TASK TO CARRY OUT -
Copy out all the lines exactly. Omit pictures.

SUPPLIED DATA -
┌──
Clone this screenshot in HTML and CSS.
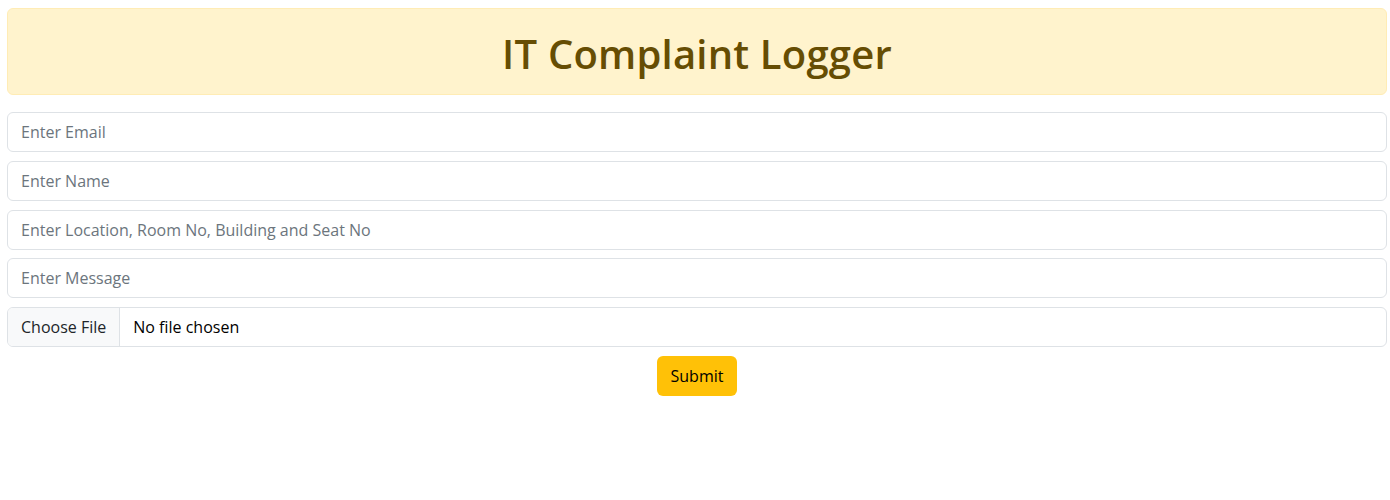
FILE: index.html
```html
<!DOCTYPE html>
<html lang="en">
<head>
<meta charset="utf-8">
<title>IT Complaint Logger</title>
<link rel="stylesheet" href="styles.css">
</head>
<body>
<div class="page">
  <div class="alert">
    <h1 class="title">IT Complaint Logger</h1>
  </div>
  <form class="form">
    <input class="field" type="email" placeholder="Enter Email">
    <input class="field" type="text" placeholder="Enter Name">
    <input class="field" type="text" placeholder="Enter Location, Room No, Building and Seat No">
    <input class="field" type="text" placeholder="Enter Message">
    <div class="field file">
      <span class="file-btn">Choose File</span>
      <span class="file-name">No file chosen</span>
    </div>
    <div class="actions">
      <button class="btn" type="button">Submit</button>
    </div>
  </form>
</div>
</body>
</html>
```
FILE: styles.css
```css
* { box-sizing: border-box; }
body {
  margin: 0;
  background: #fff;
  font-family: "Open Sans", "Noto Sans", sans-serif;
  color: #212529;
}
.page {
  margin: 8px 3px 0 7px;
  display: flex;
  flex-direction: column;
}
.alert {
  background: #fff3cd;
  border: 1px solid #ffecb5;
  border-radius: 6px;
  height: 87px;
  padding-top: 4px;
  display: flex;
  align-items: center;
  justify-content: center;
  margin-bottom: 17px;
}
.title {
  margin: 0;
  color: #664d03;
  font-size: 40px;
  font-weight: 600;
  line-height: 48px;
  letter-spacing: 0.2px;
}
.form {
  display: flex;
  flex-direction: column;
  gap: 8.75px;
}
.field {
  height: 40px;
  border: 1px solid #dee2e6;
  border-radius: 6px;
  padding: 0 13px;
  font-family: inherit;
  font-size: 16px;
  color: #212529;
  background: #fff;
  outline: none;
  width: 100%;
}
.field::placeholder { color: #6c757d; }
.file {
  display: flex;
  align-items: stretch;
  padding: 0;
  overflow: hidden;
}
.file-btn {
  display: flex;
  align-items: center;
  padding: 0 13px;
  background: #f8f9fa;
  border-right: 1px solid #dee2e6;
  color: #212529;
  font-size: 16px;
}
.file-name {
  display: flex;
  align-items: center;
  padding-left: 13px;
  font-size: 16px;
  color: #000;
}
.actions {
  display: flex;
  justify-content: center;
}
.btn {
  width: 80px;
  height: 40px;
  border: none;
  border-radius: 6px;
  background: #ffc107;
  color: #000;
  font-family: inherit;
  font-size: 16px;
  cursor: pointer;
}
```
└──
REPLY TO THE TASK -
Clone this screenshot in HTML and CSS.
FILE: index.html
```html
<!DOCTYPE html>
<html lang="en">
<head>
<meta charset="utf-8">
<title>IT Complaint Logger</title>
<link rel="stylesheet" href="styles.css">
</head>
<body>
<div class="page">
  <div class="alert">
    <h1 class="title">IT Complaint Logger</h1>
  </div>
  <form class="form">
    <input class="field" type="email" placeholder="Enter Email">
    <input class="field" type="text" placeholder="Enter Name">
    <input class="field" type="text" placeholder="Enter Location, Room No, Building and Seat No">
    <input class="field" type="text" placeholder="Enter Message">
    <div class="field file">
      <span class="file-btn">Choose File</span>
      <span class="file-name">No file chosen</span>
    </div>
    <div class="actions">
      <button class="btn" type="button">Submit</button>
    </div>
  </form>
</div>
</body>
</html>
```
FILE: styles.css
```css
* { box-sizing: border-box; }
body {
  margin: 0;
  background: #fff;
  font-family: "Open Sans", "Noto Sans", sans-serif;
  color: #212529;
}
.page {
  margin: 8px 3px 0 7px;
  display: flex;
  flex-direction: column;
}
.alert {
  background: #fff3cd;
  border: 1px solid #ffecb5;
  border-radius: 6px;
  height: 87px;
  padding-top: 4px;
  display: flex;
  align-items: center;
  justify-content: center;
  margin-bottom: 17px;
}
.title {
  margin: 0;
  color: #664d03;
  font-size: 40px;
  font-weight: 600;
  line-height: 48px;
  letter-spacing: 0.2px;
}
.form {
  display: flex;
  flex-direction: column;
  gap: 8.75px;
}
.field {
  height: 40px;
  border: 1px solid #dee2e6;
  border-radius: 6px;
  padding: 0 13px;
  font-family: inherit;
  font-size: 16px;
  color: #212529;
  background: #fff;
  outline: none;
  width: 100%;
}
.field::placeholder { color: #6c757d; }
.file {
  display: flex;
  align-items: stretch;
  padding: 0;
  overflow: hidden;
}
.file-btn {
  display: flex;
  align-items: center;
  padding: 0 13px;
  background: #f8f9fa;
  border-right: 1px solid #dee2e6;
  color: #212529;
  font-size: 16px;
}
.file-name {
  display: flex;
  align-items: center;
  padding-left: 13px;
  font-size: 16px;
  color: #000;
}
.actions {
  display: flex;
  justify-content: center;
}
.btn {
  width: 80px;
  height: 40px;
  border: none;
  border-radius: 6px;
  background: #ffc107;
  color: #000;
  font-family: inherit;
  font-size: 16px;
  cursor: pointer;
}
```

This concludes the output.